Why on earth are major publications not calling the nomination for Mitt Romney?
They know there’s no way Romney won’t clean up in the remainder of New England, New York, and California when the time comes, and that even if he winds up short of the “magic number” coming into the Republican convention, he will command pluralities of both the popular vote and delegate count. And there will be no “white knight” on the second ballot. Of the realistic candidates, all of them have basically said they don’t want it, including: Chris Christie (Governor of New Jersey), Mitch Daniels (Governor of Indiana), Jeb Bush (former governor of Florida), Mike Huckabee (former governor of Arkansas), Marco Rubio (Senator from Florida), John Thune (Senator from South Dakota), Jim DeMint (Senator from South Carolina), Paul Ryan (Representative from Wisconsin)… the only person who’s said they’d be open to it is famed reality television star Sarah Palin, and if Republicans know one thing, it’s that nominating Sarah Palin is an even surer-fire way to lose than nominating Mitt Romney.
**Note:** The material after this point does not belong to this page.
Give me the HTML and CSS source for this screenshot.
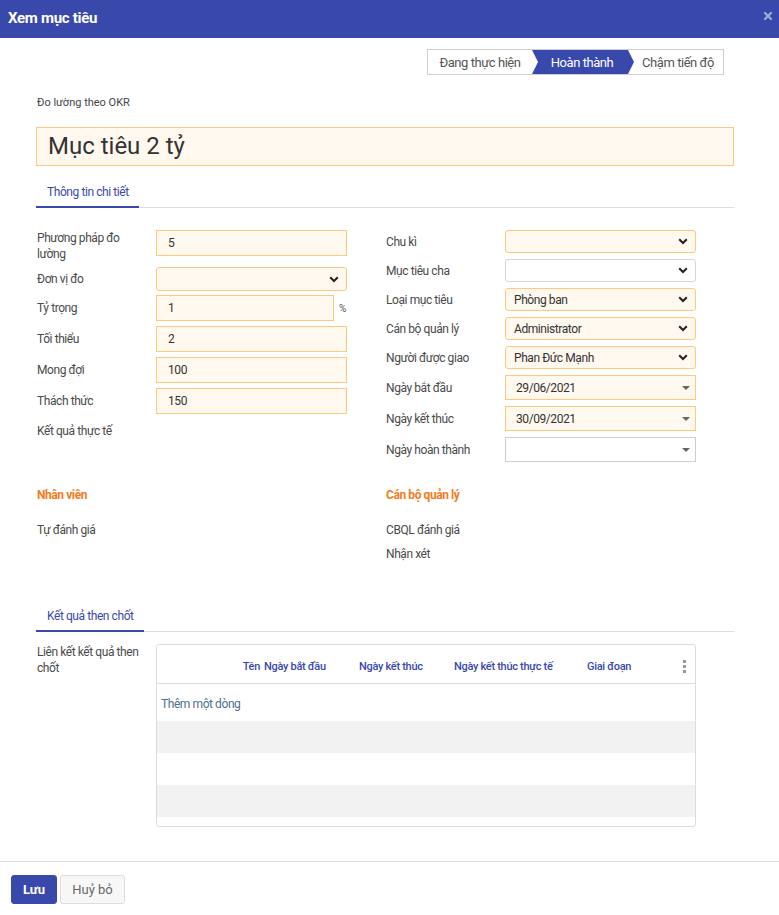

For nonpartisan and left-leaning publications, downplaying Romney’s inevitability comes from the creative and financial lure of the horse race. What will happen next Tuesday, with the primaries in Alabama and Mississippi? Will Romney prevail after Santorum and Gingrich destroy one another? Will the South reject Romney again and vote for Santorum and/or Gingrich? Will anyone really care a month later when Romney wins pretty much every other non-Southern state handily? Perhaps not in the future, they say, but right now, with ads to sell, writers to keep happy, and adwords to pander to, why not keep dragging this out by raising expectations?
The insidious cheerleading for a continued Republican race, on the other hand, comes from the right itself. Before Ohio was even called, the National Review had an article up called “Danger Signals for Mitt Romney.” Bill Kristol, the gleeful neoconservative, mocked the purported “power-brokers” in the Republican party for failing to secure a Romney knockout with a blog post over at the Weekly Standard that would’ve gotten him fired from the New York Times for repeated inaccuracy if he wasn’t already, um, fired from the New York Times ages ago for repeated inaccuracy. These people ostensibly want Barack Obama gone. Why are they rooting for a primary season which has been brutally adept at exposing the weaknesses of the candidate with the largest organizational advantage to go on like this?
Like the more restrained George F. Will over at the Washington Post, these writers and all the other Republican “elites” who are considering 2016 runs have realized that 2012 is a lost cause, and they want to start cutting their losses while maintaining their dwindling enthusiasm. The people that’ve been most fired-up about these primaries are not the $100,000+/year exurban income-earners who are going to be voting mostly Republican regardless of the election because they want their taxes cut. Instead, it’s been the furious base, the Tea Party groups the Republicans and their strategists like Dick Armey co-opted so effectively in 2010 for their House races, even as their incompetent insurgent Senate candidates left the upper house of Congress in Democratic hands.
Those voters have handed victories to Santorum in places like Colorado and Iowa, and that really scares the Republican leadership. Romney is winning the states he “seriously” competes in, sure, but he’s winning them in urban counties where the Democratic vote is going to be stiflingly huge in 2012. Santorum, on the other hand, is winning “the base,” the groups in outer counties where turnout propels Republicans to victory time and again in states like Missouri, Colorado, Iowa, North Carolina, and Virginia. If the party loses those voters to apathy with a Romney nomination/loss and Obama is no longer on the ballot to galvanize their inchoate rage in 2016, Republicans are looking at a long time out in the cold and a fundamental realignment of political power outside of the South and Religious Right for good.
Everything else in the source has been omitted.